In each case, the shootings were found to be lawful and justified. Schubert’s office doesn’t investigate police tactics or procedures or whether there is civil liability in these incidents. Her office only investigates if there is “sufficient evidence to support the finding of criminal action” in the shootings.
Why didn’t any of the incidents reviewed by Schubert’s office – or any others of recent memory – result in a peace officer being charged with criminal action? One reason is that law enforcement officers are given wide latitude by case law to use deadly force if they fear for their safety or the safety of others.
However, officers have used that latitude to cover up bad behavior. Earlier this year, a South Carolina grand jury indicted Michael Slager, a North Charleston police officer, who shot and killed a 50-year-old man named Walter Scott. Scott, a forklift operator, ran from Slager during a routine traffic stop on April 4, 2015.
Slager told his superiors he followed police procedures. But video provided by a bystander showed Slager firing eight times and hitting Scott, who was unarmed and running away, five times. The video dismantled Slager’s claims and became a national story. In addition to the murder charge, Slager also was indicted on federal charges including violation of Scott’s civil rights and obstruction of justice. The city of North Charleston has agreed to pay the Scott family $6.5 million as part of an out-of-court settlement.

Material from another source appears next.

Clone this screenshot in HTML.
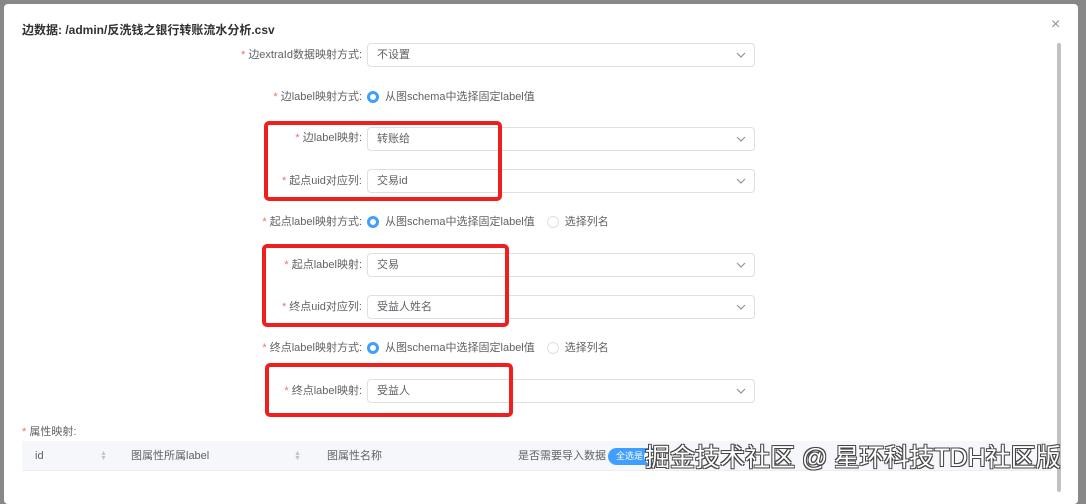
<!DOCTYPE html>
<html><head><meta charset="utf-8"><style>
*{box-sizing:border-box;margin:0;padding:0}
body{width:1086px;height:492px;background:#888;position:relative;overflow:hidden;font-family:"Liberation Sans","Noto Sans CJK SC",sans-serif;font-size:11px;color:#606266}
.modal{position:absolute;left:4px;top:4px;width:1074px;height:500px;background:#fff;border-radius:4px}
.abs{position:absolute}
.title{left:22px;top:21px;font-size:12px;color:#303133;font-weight:bold}
.lbl{position:absolute;right:724px;text-align:right;white-space:nowrap;font-size:11px;line-height:14px;color:#606266}
.lbl b{color:#f56c6c;font-weight:normal;margin-right:3px}
.sel{position:absolute;left:367px;width:388px;height:24px;border:1px solid #dcdfe6;border-radius:4px;padding-left:9px;line-height:22px;color:#606266;font-size:11px}
.sel svg{position:absolute;right:8px;top:8px}
.radio{position:absolute;left:367px;white-space:nowrap;display:flex;align-items:center;line-height:14px}
.r{width:12px;height:12px;border-radius:50%;border:1px solid #dcdfe6;display:inline-block;margin-right:6px}
.r.on{border:3.5px solid #409eff;background:#fff}
.red{position:absolute;border:4px solid #f01f1f;border-radius:5px}
.th{position:absolute;left:22px;top:441px;width:1029px;height:30px;background:#f5f7fa;border-bottom:1px solid #ebeef5}
.th span{position:absolute;top:8px;line-height:14px;color:#606266}
.sort{position:absolute;top:10px;font-size:7px;line-height:5px;color:#c0c4cc}
</style></head><body>
<div class="modal"></div>
<div class="abs title">边数据: /admin/反洗钱之银行转账流水分析.csv</div>
<div class="abs" style="left:1051px;top:16px;font-size:16px;color:#909399">×</div>
<div class="abs" style="left:1057px;top:43px;width:4px;height:449px;background:#c1c1c1;border-radius:2px"></div>

<div class="lbl" style="top:48px"><b>*</b>边extraId数据映射方式:</div>
<div class="sel" style="top:43px">不设置<svg width="10" height="7" viewBox="0 0 10 7"><path d="M1 1l4 4 4-4" fill="none" stroke="#909399" stroke-width="1.2"/></svg></div>

<div class="lbl" style="top:90px"><b>*</b>边label映射方式:</div>
<div class="radio" style="top:90px"><i class="r on"></i>从图schema中选择固定label值</div>

<div class="lbl" style="top:131px"><b>*</b>边label映射:</div>
<div class="sel" style="top:127px">转账给<svg width="10" height="7" viewBox="0 0 10 7"><path d="M1 1l4 4 4-4" fill="none" stroke="#909399" stroke-width="1.2"/></svg></div>
<div class="lbl" style="top:174px"><b>*</b>起点uid对应列:</div>
<div class="sel" style="top:169px">交易id<svg width="10" height="7" viewBox="0 0 10 7"><path d="M1 1l4 4 4-4" fill="none" stroke="#909399" stroke-width="1.2"/></svg></div>

<div class="lbl" style="top:215px"><b>*</b>起点label映射方式:</div>
<div class="radio" style="top:215px"><i class="r on"></i>从图schema中选择固定label值<i class="r" style="margin-left:12px"></i>选择列名</div>

<div class="lbl" style="top:258px"><b>*</b>起点label映射:</div>
<div class="sel" style="top:253px">交易<svg width="10" height="7" viewBox="0 0 10 7"><path d="M1 1l4 4 4-4" fill="none" stroke="#909399" stroke-width="1.2"/></svg></div>
<div class="lbl" style="top:300px"><b>*</b>终点uid对应列:</div>
<div class="sel" style="top:295px">受益人姓名<svg width="10" height="7" viewBox="0 0 10 7"><path d="M1 1l4 4 4-4" fill="none" stroke="#909399" stroke-width="1.2"/></svg></div>

<div class="lbl" style="top:341px"><b>*</b>终点label映射方式:</div>
<div class="radio" style="top:341px"><i class="r on"></i>从图schema中选择固定label值<i class="r" style="margin-left:12px"></i>选择列名</div>

<div class="lbl" style="top:384px"><b>*</b>终点label映射:</div>
<div class="sel" style="top:379px">受益人<svg width="10" height="7" viewBox="0 0 10 7"><path d="M1 1l4 4 4-4" fill="none" stroke="#909399" stroke-width="1.2"/></svg></div>

<div class="red" style="left:264px;top:121px;width:238px;height:80px"></div>
<div class="red" style="left:262px;top:244px;width:247px;height:83px"></div>
<div class="red" style="left:265px;top:363px;width:248px;height:54px"></div>

<div class="abs" style="left:22px;top:423px"><span style="color:#f56c6c">*</span> 属性映射:</div>
<div class="th">
<span style="left:13px">id</span><div class="sort" style="left:78px">▲<br>▼</div>
<span style="left:109px">图属性所属label</span><div class="sort" style="left:272px">▲<br>▼</div>
<span style="left:305px">图属性名称</span>
<span style="left:496px">是否需要导入数据</span>
<div class="abs" style="left:586px;top:7px;width:52px;height:17px;background:#409eff;border-radius:9px;color:#fff;font-size:9px;line-height:17px;padding-left:8px">全选是<div class="abs" style="right:1px;top:1px;width:15px;height:15px;background:#fff;border-radius:50%"></div></div>
</div>
<div class="abs" style="left:645px;top:443px;font-size:25px;line-height:30px;color:#fff;white-space:nowrap;text-shadow:1px 1px 0 #444,-1px -1px 0 #444,1px -1px 0 #444,-1px 1px 0 #444">掘金技术社区 @ 星环科技TDH社区版</div>
</body></html>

What would have happened without the video? Would Slager still be on the job today? Would his claims of following procedures been upheld by other law enforcement agencies? These questions hang over the Mann investigation as they do all police-involved shootings.
I’ve known Sam Somers Jr., Sacramento’s police chief, for years and have always believed him to be a committed public servant. Somers can’t discuss the Mann case, but he does defend his department. “This isn’t the 1950s or ’60s,” Somers said. “You can’t just cover things up.”
Somers points to notable cases of police officers who were held accountable when it was discovered they were involved in criminal activity. In November 2015, for example, Gary Dale Baker – a longtime Sacramento police officer – was sentenced to life in prison for repeatedly raping a disabled woman in her 70s. Schubert’s office aggressively prosecuted Baker and has gone after other cops for breaking the law.
But the issue at the heart of the Mann shooting is different and is bigger than any one individual. It’s about the power that cops have and how closed investigations of use of deadly force can – fairly or unfairly – create the perception that cops take care of their own.
The question is: Can law enforcement really police itself?
I don’t know. With the Mann case, I’m shut out of the process. You’re shut out of the process. We have to take it on faith that the officers involved are not lying as Slager did. We have to take it on faith that officers from the same department can be dispassionate when investigating colleagues who shot and killed Mann. Law enforcement is a brotherhood and a sisterhood. Can those bonds truly be set aside when one cop investigates another? It’s a reasonable question to ask.
Is it true that Sacramento police, like all police officers, face grave dangers on our streets? Yes. Is it true that for every shooting, there are countless incidents defused peacefully by Sacramento police? Yes. I’ve seen them do it. But the Mann incident did not end peacefully, and we are left wondering why he had to die.
In August, a subgroup of the Sacramento Community Police Commission suggested a plan that would require Sacramento police to make available all dashboard and body-camera footage from officer-involved shootings and in-custody deaths. It would be uploaded to a website and released on a specific schedule. The Police Department’s current policy is never to release that footage. Clearly, this must change.
We might not learn of Schubert’s review of the Mann investigation until next year. We might not ever be satisfied with the legal outcome. Is that an indictment of local law enforcement? No. It’s what happens when a process isn’t transparent. Justice should be blind – not our faith in in our Police Department.